I have an ASUS K8N4-E deluxe and Iam having stability problems with my VGA booting up I have flashed the bios to update but I still get an error message "system has failed VGA test" when I flash my bios in windows should I also reformatt after I have flashed my bios? what can the problem be? 


 ALSO IN MY BIOS I GET AN UNKNOWN PROCESSOR FAMILY NAME? 

"System Has Failed VGA test"
-checked and replaced power supply
-checked and replaced Video card
-checked all wiring and circuitry
-reformatted and installed driver several times

+upgraded from HIS X700 to Sapphire X800 GTO2
+upgraded from a stock 350watt PSU to 460 watt power supply

System set-up:

Sempron 3000+ 1.8ghz clawhammer (754)
ASUS K8N4-E Deluxe
1GB DDR 3200
Sapphire X800GTO2(PCI-X)
200GB 133 HD IDE


Any Help would be greatly appreciated I have been suffering with this problem for a while!


----------



## Pheonix_789 (Mar 8, 2006)

I guess Iam alone agian in solving this problem~!


----------



## dipz (Sep 3, 2006)

Try mailing the question you asked here to the support section of asus website, I got a quick reply (few hours)


----------



## knobby6 (Mar 6, 2007)

*vga card failure message on boot*

I have the exact same mb and get the same message on boot and I have to keep rebooting until it will finally go to windows.  I have an ATI x600 pro pcie video card.  I also have had this problem for a while.  The one thing I did notice was the fan on video card is frozen and am thinking that is causing the problem.  Will try ordering a new video card next.

knobby6


----------



## knobby6 (Mar 6, 2007)

Pheonix:  U said u had a stability problem on boot.  Do u mean it just won't boot or another type of problem.  One other thing on my motherboard is the chipset fan got so noisy that I had to turn it off.  But, I don't really see any revelance there.  Sounds like problem may be related to the pci express slot.

knobby6


----------



## Xeonfan (Mar 8, 2007)

Pheonix_789 said:


> I have an ASUS K8N4-E deluxe and Iam having stability problems with my VGA booting up I have flashed the bios to update but I still get an error message "system has failed VGA test" when I flash my bios in windows should I also reformatt after I have flashed my bios? what can the problem be?
> 
> 
> ALSO IN MY BIOS I GET AN UNKNOWN PROCESSOR FAMILY NAME?
> ...



Biosflashing under windows is dangerous -  the flash-software doesnt need virtual memory which win uses. Make with windows a bootable floppydisk, put the bios on it an boot. Push "F5" key on your keyboard to go around virtual memory. Then start the flash procedure.
After successfull flashing you must first load "setup defaults" in the bios! Go out of it and load windows. Then restart immediately and go again in the bios to load optimized settings.

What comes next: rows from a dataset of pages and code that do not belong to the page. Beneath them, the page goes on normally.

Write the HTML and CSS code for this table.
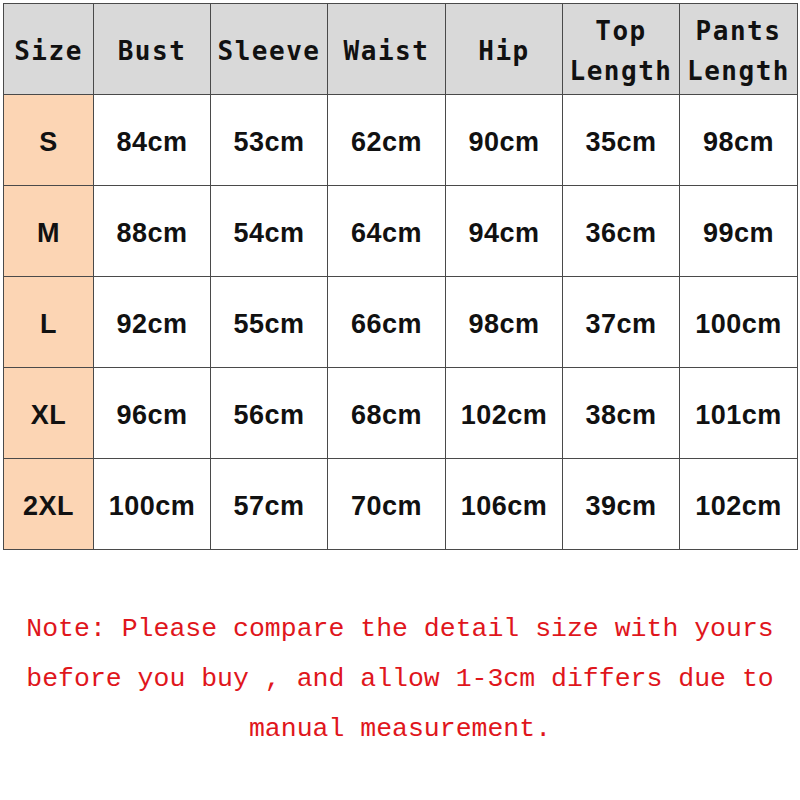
FILE: index.html
```html
<!DOCTYPE html>
<html>
<head>
<meta charset="utf-8">
<link rel="stylesheet" href="styles.css">
</head>
<body>
<div class="page">
  <table class="sizes">
    <colgroup>
      <col class="c-size"><col class="c-a"><col class="c-a"><col class="c-b"><col class="c-a"><col class="c-a"><col class="c-b">
    </colgroup>
    <thead>
      <tr>
        <th>Size</th><th>Bust</th><th>Sleeve</th><th>Waist</th><th>Hip</th><th>Top<br>Length</th><th>Pants<br>Length</th>
      </tr>
    </thead>
    <tbody>
      <tr><td class="sz">S</td><td>84cm</td><td>53cm</td><td>62cm</td><td>90cm</td><td>35cm</td><td>98cm</td></tr>
      <tr><td class="sz">M</td><td>88cm</td><td>54cm</td><td>64cm</td><td>94cm</td><td>36cm</td><td>99cm</td></tr>
      <tr><td class="sz">L</td><td>92cm</td><td>55cm</td><td>66cm</td><td>98cm</td><td>37cm</td><td>100cm</td></tr>
      <tr><td class="sz">XL</td><td>96cm</td><td>56cm</td><td>68cm</td><td>102cm</td><td>38cm</td><td>101cm</td></tr>
      <tr><td class="sz">2XL</td><td>100cm</td><td>57cm</td><td>70cm</td><td>106cm</td><td>39cm</td><td>102cm</td></tr>
    </tbody>
  </table>
  <p class="note">Note: Please compare the detail size with yours<br>before you buy , and allow 1-3cm differs due to<br>manual measurement.</p>
</div>
</body>
</html>
```

FILE: styles.css
```css
html, body {
  margin: 0;
  padding: 0;
  background: #ffffff;
}
.page {
  width: 800px;
  padding: 3px 0 0 3px;
  box-sizing: border-box;
}
.sizes {
  border-collapse: collapse;
  table-layout: fixed;
  width: 795px;
}
.c-size { width: 90px; }
.c-a { width: 117px; }
.c-b { width: 118px; }
.sizes th, .sizes td {
  border: 1.5px solid #4a4a4a;
  text-align: center;
  vertical-align: middle;
  padding: 4px 0 0 0;
  color: #111;
}
.sizes th {
  height: 86px;
  background: #d9d9d9;
  font-family: "DejaVu Sans Mono", monospace;
  font-weight: bold;
  font-size: 26px;
  letter-spacing: 1.5px;
  line-height: 40px;
}
.sizes td {
  height: 86px;
  background: #ffffff;
  font-family: "Liberation Sans", Arial, sans-serif;
  font-weight: bold;
  font-size: 27px;
  letter-spacing: 0.5px;
}
.sizes td.sz {
  background: #fcd5b4;
}
.note {
  margin: 54px 0 0 -3px;
  text-align: center;
  color: #e0161c;
  font-family: "Liberation Mono", "Courier New", monospace;
  font-size: 26.5px;
  line-height: 50px;
}
```
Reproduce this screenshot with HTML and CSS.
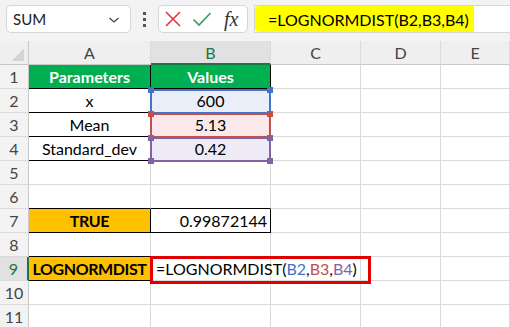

The unknown processor family means, that the bios of your board (is typical for asus) miss the microcode for your cpu. You have to ask AMD for that. Bios flashing dont needs formatting... In certain cases the adressing for the harddrives was changed in chipset registers, from the manufacturer - then you must format the drives.
A (badly) newer bios doesnt replace a badly programmed earlyer bios; does not replace overloaded hardware - in the case of asus first is more obvious... A good programmed bios makes the system (more) stable.
A faster CPU makes the computer faster...  
And don't forget to check the routing of your powercables - put one cable for each device in your computer. 

Notice: Buy quality, mobo from Intel, Tyan, Supermicro.... and probs like that will be past


----------



## Pheonix_789 (Mar 8, 2007)

Yea I changed the mother board and sold the CPU and motherboard plus 512Mb of Ram 4 months ago, I remembering posting this 1 year ago


----------



## Xeonfan (Mar 9, 2007)

Sorry, i didn't have looked at the date of the post! 
Asus is the biggest bullshit i've ever seen! At any computerforum around the planet, you see only postings like this: "sorry, i have an asus mobo. i have a problem." Stupid people, why so much buy this piece of shit when they know or can read before buy, what's good and what's not! I don't understand....


----------



## Pheonix_789 (Mar 10, 2007)

Thanks for your useless input


----------